Isnt there a body that goes round inventing words to replace any english ones. Such as l' Ordinateur (crap spelling) for computer, when a portion of the word still call it computer but spell it with phonemes from there own language..komputa..perhaps?

The welsh have a similar approach. They use "cyfrifiadur" for "computer" despite england being on the doorstep...or probably because england is on the doorstep!!

I lived there for a bit and I tried to learn the lingo and a tutor told me that the word "cyfrifiadur" was apparently used as the word for calculator in the late seventies. When early computers came in the word seemed apt for what it was. However, as time went on the computer took off so the calculator was renamed to prevent confusion......well thats what she said!!!

I stopped learning it because in my day to day working life hardly anyone spoke it and there where always disputes as to pronounciation and whether you used a right word. The language varies from north to south you know and there lies another issue. Both north and south believe they have "THE" language of wales. The same mentallity of pigheadedily forcing the language down peoples throats is there with the colloquial versions of the language. If I remember a cake could be "teisen" or "cacen" and milk would "llaeth" or"llefrith" depending on whether you were north or south and they were not very forgiving if you got it wrong!!

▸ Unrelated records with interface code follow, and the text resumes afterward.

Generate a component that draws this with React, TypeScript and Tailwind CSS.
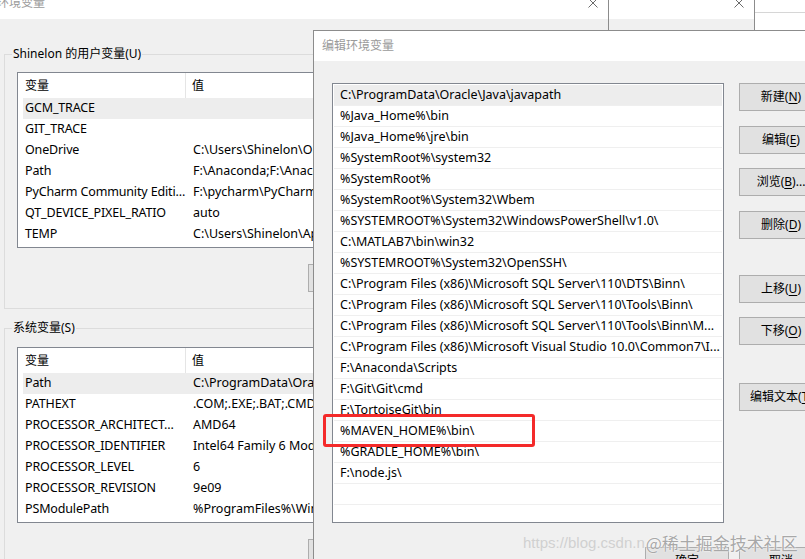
import React from 'react';

const ui = { fontFamily: '"Noto Sans", "Noto Sans CJK SC", sans-serif' };

const userVars: Array<[string, string]> = [
  ['GCM_TRACE', ''],
  ['GIT_TRACE', ''],
  ['OneDrive', 'C:\\Users\\Shinelon\\OneDrive'],
  ['Path', 'F:\\Anaconda;F:\\Anaconda\\Library\\mingw-w64\\bin'],
  ['PyCharm Community Editi...', 'F:\\pycharm\\PyCharm Community Edition\\bin'],
  ['QT_DEVICE_PIXEL_RATIO', 'auto'],
  ['TEMP', 'C:\\Users\\Shinelon\\AppData\\Local\\Temp'],
];

const sysVars: Array<[string, string]> = [
  ['Path', 'C:\\ProgramData\\Oracle\\Java\\javapath'],
  ['PATHEXT', '.COM;.EXE;.BAT;.CMD;.VBS;.VBE'],
  ['PROCESSOR_ARCHITECT...', 'AMD64'],
  ['PROCESSOR_IDENTIFIER', 'Intel64 Family 6 Model 158'],
  ['PROCESSOR_LEVEL', '6'],
  ['PROCESSOR_REVISION', '9e09'],
  ['PSModulePath', '%ProgramFiles%\\WindowsPowerShell\\Modules'],
];

const paths = [
  'C:\\ProgramData\\Oracle\\Java\\javapath',
  '%Java_Home%\\bin',
  '%Java_Home%\\jre\\bin',
  '%SystemRoot%\\system32',
  '%SystemRoot%',
  '%SystemRoot%\\System32\\Wbem',
  '%SYSTEMROOT%\\System32\\WindowsPowerShell\\v1.0\\',
  'C:\\MATLAB7\\bin\\win32',
  '%SYSTEMROOT%\\System32\\OpenSSH\\',
  'C:\\Program Files (x86)\\Microsoft SQL Server\\110\\DTS\\Binn\\',
  'C:\\Program Files (x86)\\Microsoft SQL Server\\110\\Tools\\Binn\\',
  'C:\\Program Files (x86)\\Microsoft SQL Server\\110\\Tools\\Binn\\M...',
  'C:\\Program Files (x86)\\Microsoft Visual Studio 10.0\\Common7\\I...',
  'F:\\Anaconda\\Scripts',
  'F:\\Git\\Git\\cmd',
  'F:\\TortoiseGit\\bin',
  '%MAVEN_HOME%\\bin\\',
  '%GRADLE_HOME%\\bin\\',
  'F:\\node.js\\',
  '',
  '',
];

function CloseX() {
  return (
    <svg width="10" height="10" viewBox="0 0 10 10" className="shrink-0">
      <path d="M0.5 0.5 L9.5 9.5 M9.5 0.5 L0.5 9.5" stroke="#6b6b6b" strokeWidth="1" />
    </svg>
  );
}

function WinButton({ label, hot, tail = ')' }: { label: string; hot: string; tail?: string }) {
  return (
    <div className="flex h-[28px] w-[84px] shrink-0 items-center justify-center whitespace-nowrap border border-[#adadad] bg-[#e1e1e1] text-[12px] text-black">
      {label}(<span className="underline underline-offset-2">{hot}</span>
      {tail}
    </div>
  );
}

function VarList({ rows }: { rows: Array<[string, string]> }) {
  return (
    <div className="h-[176px] w-[600px] border border-[#828790] bg-white text-[12.5px] text-black">
      <div className="flex h-[25px] items-center">
        <div className="flex h-full w-[168px] items-center border-r border-[#e5e5e5] pl-[7px] text-[12px]">变量</div>
        <div className="pl-[6px] text-[12px]">值</div>
      </div>
      {rows.map(([name, value], i) => (
        <div
          key={name}
          className={`ml-[5px] flex h-[21px] items-center whitespace-nowrap ${i === 0 ? 'bg-[#ededed]' : ''}`}
        >
          <div className="w-[163px] pl-[2px] tracking-[-0.15px]">{name}</div>
          <div className="pl-[7px]">{value}</div>
        </div>
      ))}
    </div>
  );
}

export default function App() {
  return (
    <div className="relative h-[559px] w-[805px] overflow-hidden bg-white" style={ui}>
      {/* 环境变量 window */}
      <div className="absolute left-0 top-0 flex h-full w-[608px] flex-col bg-[#f0f0f0]">
        <div className="flex h-[19px] shrink-0 items-start justify-between bg-white pr-[10px]">
          <span className="-ml-[3px] -mt-[5px] text-[12px] leading-[16px] text-[#9a9a9a]">环境变量</span>
          <div className="-mt-[2px]">
            <CloseX />
          </div>
        </div>
        <div className="shrink-0 pl-[4px] pt-[27px]">
          <fieldset className="w-[590px] border border-[#dcdcdc] pb-[16px] pl-[12px]">
            <legend className="-ml-[5px] px-[1px] text-[12px] leading-[16px] text-black">
              Shinelon 的用户变量(U)
            </legend>
            <div className="mt-[10px]">
              <VarList rows={userVars} />
            </div>
            <div className="mt-[16px] pl-[291px]">
              <WinButton label="新建" hot="N" tail=")..." />
            </div>
          </fieldset>
          <fieldset className="mt-[11px] w-[590px] border border-[#dcdcdc] pb-[16px] pl-[12px]">
            <legend className="-ml-[5px] px-[1px] text-[12px] leading-[16px] text-black">系统变量(S)</legend>
            <div className="mt-[11px]">
              <VarList rows={sysVars} />
            </div>
            <div className="mt-[16px] pl-[291px]">
              <WinButton label="新建" hot="W" tail=")..." />
            </div>
          </fieldset>
        </div>
      </div>

      {/* windows behind, at top right */}
      <div className="absolute left-[608px] top-0 flex h-[30px] w-[146px] flex-col border-l border-[#8c8c8c]">
        <div className="flex h-[19px] shrink-0 items-start justify-end bg-white pr-[10px]">
          <div className="-mt-[2px]">
            <CloseX />
          </div>
        </div>
        <div className="flex-1 bg-[#f0f0f0]" />
      </div>
      <div className="absolute left-[754px] top-0 h-[30px] w-[60px] border-l border-[#8c8c8c] bg-white">
        <div className="mt-[12px] border-t border-[#d6d6d6]" />
      </div>

      {/* 编辑环境变量 dialog */}
      <div className="absolute left-[313px] top-[30px] flex h-[560px] w-[522px] flex-col border-l border-t border-[#8c8c8c] bg-[#f0f0f0]">
        <div className="flex h-[30px] shrink-0 items-center bg-white pl-[8px] text-[12px] text-[#9a9a9a]">
          编辑环境变量
        </div>
        <div className="flex shrink-0 gap-[15px] pl-[18px] pt-[22px]">
          <div className="h-[440px] w-[392px] overflow-hidden border border-[#828790] bg-white p-[1px] text-[12.5px] text-black">
            {paths.map((p, i) => (
              <div
                key={i}
                className={`flex h-[21px] items-center overflow-hidden whitespace-nowrap border-b border-[#efefef] pl-[6px] ${
                  i === 0 ? 'bg-[#ededed]' : ''
                }`}
              >
                {p}
              </div>
            ))}
          </div>
          <div className="flex flex-col">
            <WinButton label="新建" hot="N" />
            <div className="mt-[15px]">
              <WinButton label="编辑" hot="E" />
            </div>
            <div className="mt-[14px]">
              <WinButton label="浏览" hot="B" tail=")..." />
            </div>
            <div className="mt-[15px]">
              <WinButton label="删除" hot="D" />
            </div>
            <div className="mt-[36px]">
              <WinButton label="上移" hot="U" />
            </div>
            <div className="mt-[14px]">
              <WinButton label="下移" hot="O" />
            </div>
            <div className="mt-[38px]">
              <WinButton label="编辑文本" hot="T" />
            </div>
          </div>
        </div>
        <div className="mt-[24px] flex shrink-0 justify-end gap-[10px] pr-[12px]">
          <div className="flex h-[28px] w-[84px] items-center justify-center border border-[#adadad] bg-[#e1e1e1] text-[12px] text-black">
            确定
          </div>
          <div className="flex h-[28px] w-[84px] items-center justify-center border border-[#adadad] bg-[#e1e1e1] text-[12px] text-black">
            取消
          </div>
        </div>
      </div>

      {/* highlight box */}
      <div className="absolute left-[323px] top-[414px] h-[33px] w-[212px] rounded-[3px] border-[3px] border-[#f42a2a]" />

      {/* watermark */}
      <div className="pointer-events-none absolute left-[523px] top-[530px] flex items-center whitespace-nowrap">
        <span
          className="text-[15px] text-[#d0d0d0]"
          style={{ fontFamily: '"Liberation Sans", Arial, sans-serif' }}
        >
          https://blog.csdn.n
        </span>
        <span
          className="ml-[1px] text-[17px] text-[#a8a8a8] [text-shadow:0_0_2px_#fff,0_0_1px_#fff]"
          style={{ fontFamily: '"Noto Sans CJK SC", sans-serif' }}
        >
          @稀土掘金技术社区
        </span>
      </div>
    </div>
  );
}
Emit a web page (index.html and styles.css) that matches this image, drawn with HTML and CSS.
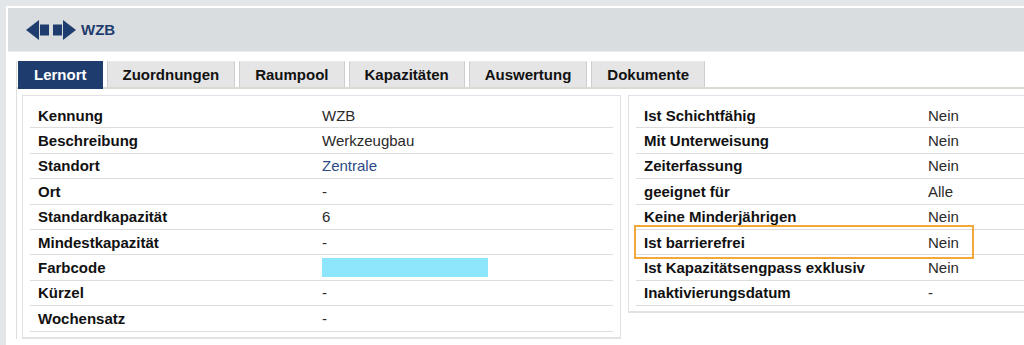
FILE: index.html
```html
<!DOCTYPE html>
<html lang="de">
<head>
  <meta charset="UTF-8">
  <title>Lernort WZB</title>
  <link rel="stylesheet" href="styles.css">
</head>
<body>
  <div class="frame">
    <header class="topbar">
      <svg class="nav-arrows" width="50" height="20" viewBox="0 0 50 20">
        <polygon points="0,10 13,0 13,20" fill="#1f3c6e"/>
        <rect x="14" y="4.5" width="9" height="11" fill="#1f3c6e"/>
        <rect x="27" y="4.5" width="9" height="11" fill="#1f3c6e"/>
        <polygon points="37,0 50,10 37,20" fill="#1f3c6e"/>
      </svg>
      <span class="title">WZB</span>
    </header>

    <div class="content">
      <div class="panel">
        <nav class="tabs">
          <a class="tab active">Lernort</a>
          <a class="tab">Zuordnungen</a>
          <a class="tab">Raumpool</a>
          <a class="tab">Kapazitäten</a>
          <a class="tab">Auswertung</a>
          <a class="tab">Dokumente</a>
        </nav>

        <div class="panel-body">
          <section class="card">
            <div class="row"><span class="label">Kennung</span><span class="value">WZB</span></div>
            <div class="row"><span class="label">Beschreibung</span><span class="value">Werkzeugbau</span></div>
            <div class="row"><span class="label">Standort</span><span class="value link">Zentrale</span></div>
            <div class="row"><span class="label">Ort</span><span class="value">-</span></div>
            <div class="row"><span class="label">Standardkapazität</span><span class="value">6</span></div>
            <div class="row"><span class="label">Mindestkapazität</span><span class="value">-</span></div>
            <div class="row"><span class="label">Farbcode</span><span class="value"><span class="swatch"></span></span></div>
            <div class="row"><span class="label">Kürzel</span><span class="value">-</span></div>
            <div class="row"><span class="label">Wochensatz</span><span class="value">-</span></div>
          </section>

          <section class="card">
            <div class="row"><span class="label">Ist Schichtfähig</span><span class="value">Nein</span></div>
            <div class="row"><span class="label">Mit Unterweisung</span><span class="value">Nein</span></div>
            <div class="row"><span class="label">Zeiterfassung</span><span class="value">Nein</span></div>
            <div class="row"><span class="label">geeignet für</span><span class="value">Alle</span></div>
            <div class="row"><span class="label">Keine Minderjährigen</span><span class="value">Nein</span></div>
            <div class="row marked"><span class="label">Ist barrierefrei</span><span class="value">Nein</span></div>
            <div class="row"><span class="label">Ist Kapazitätsengpass exklusiv</span><span class="value">Nein</span></div>
            <div class="row"><span class="label">Inaktivierungsdatum</span><span class="value">-</span></div>
          </section>
        </div>
      </div>
    </div>
  </div>
</body>
</html>
```

FILE: styles.css
```css
html, body {
  margin: 0;
  overflow: hidden;
}

body {
  background-color: #e3e6e9;
  font-family: 'Liberation Sans', Arial, sans-serif;
  font-size: 15px;
  color: #111;
  padding: 6px 0 0 6px;
  height: 345px;
  box-sizing: border-box;
}

.frame {
  background-color: #fff;
  padding: 2px 0 0 2px;
  height: 337px;
  overflow: hidden;
}

.topbar {
  display: flex;
  align-items: center;
  height: 43px;
  padding-left: 18px;
  background-color: #d9dde0;
  border-bottom: 1px solid #eaecee;
}

.nav-arrows {
  display: block;
}

.title {
  margin-left: 5px;
  font-weight: bold;
  color: #1f3c6e;
}

.content {
  padding: 9px 0 0 8px;
}

.panel {
  border-left: 1px solid #dedede;
}

.tabs {
  display: flex;
  gap: 4px;
  padding-left: 1px;
  border-bottom: 2px solid #d9dad2;
}

.tab {
  display: block;
  height: 25px;
  line-height: 25px;
  padding: 0 15px;
  font-weight: bold;
  color: #111;
  background-color: #e5e5e5;
  border: 1px solid #cdcdcd;
  border-top-color: #e9e9e9;
  border-bottom: none;
}

.tab.active {
  background-color: #1f3c6e;
  border-color: #1f3c6e;
  color: #fff;
  height: 27px;
  margin-bottom: -2px;
}

.panel-body {
  display: grid;
  grid-template-columns: 599px 599px;
  gap: 7px;
  align-items: start;
  padding: 6px 0 0 5px;
}

.card {
  border: 1px solid #e2e2e2;
  border-bottom-width: 2px;
  padding: 7px 7px 5px 7px;
}

.row {
  position: relative;
  display: grid;
  grid-template-columns: 292px 1fr;
  align-items: center;
  height: 25.4px;
  box-sizing: border-box;
  border-bottom: 1px solid #dddddd;
}

.label {
  padding-left: 8px;
  font-weight: bold;
  color: #111;
}

.value {
  color: #2a2a2a;
  display: flex;
  align-items: center;
}

.value.link {
  color: #2b4a86;
}

.swatch {
  display: block;
  width: 166px;
  height: 19px;
  background-color: #8ee6fc;
}

.marked::after {
  content: '';
  position: absolute;
  left: -2px;
  top: -5px;
  width: 336px;
  height: 30px;
  border: 2px solid #f4a83a;
}
```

They have spent a fortune on road signage etc for what?? There is a village in North Wales that got its name from an english association..Northop Hasll I think..not sure. When they got there assembly they went round castrating the english roots where ever they could and looked at this village and not wanting to keep its english connections looked at history and found that there once was a village nearby, so they adopted that name. The villagers were up in arms because the name translates as "Village of Pigs" or something.

A girl I know took her school exams in welsh medium and regrets it now because they are useless in applying to higher education in england.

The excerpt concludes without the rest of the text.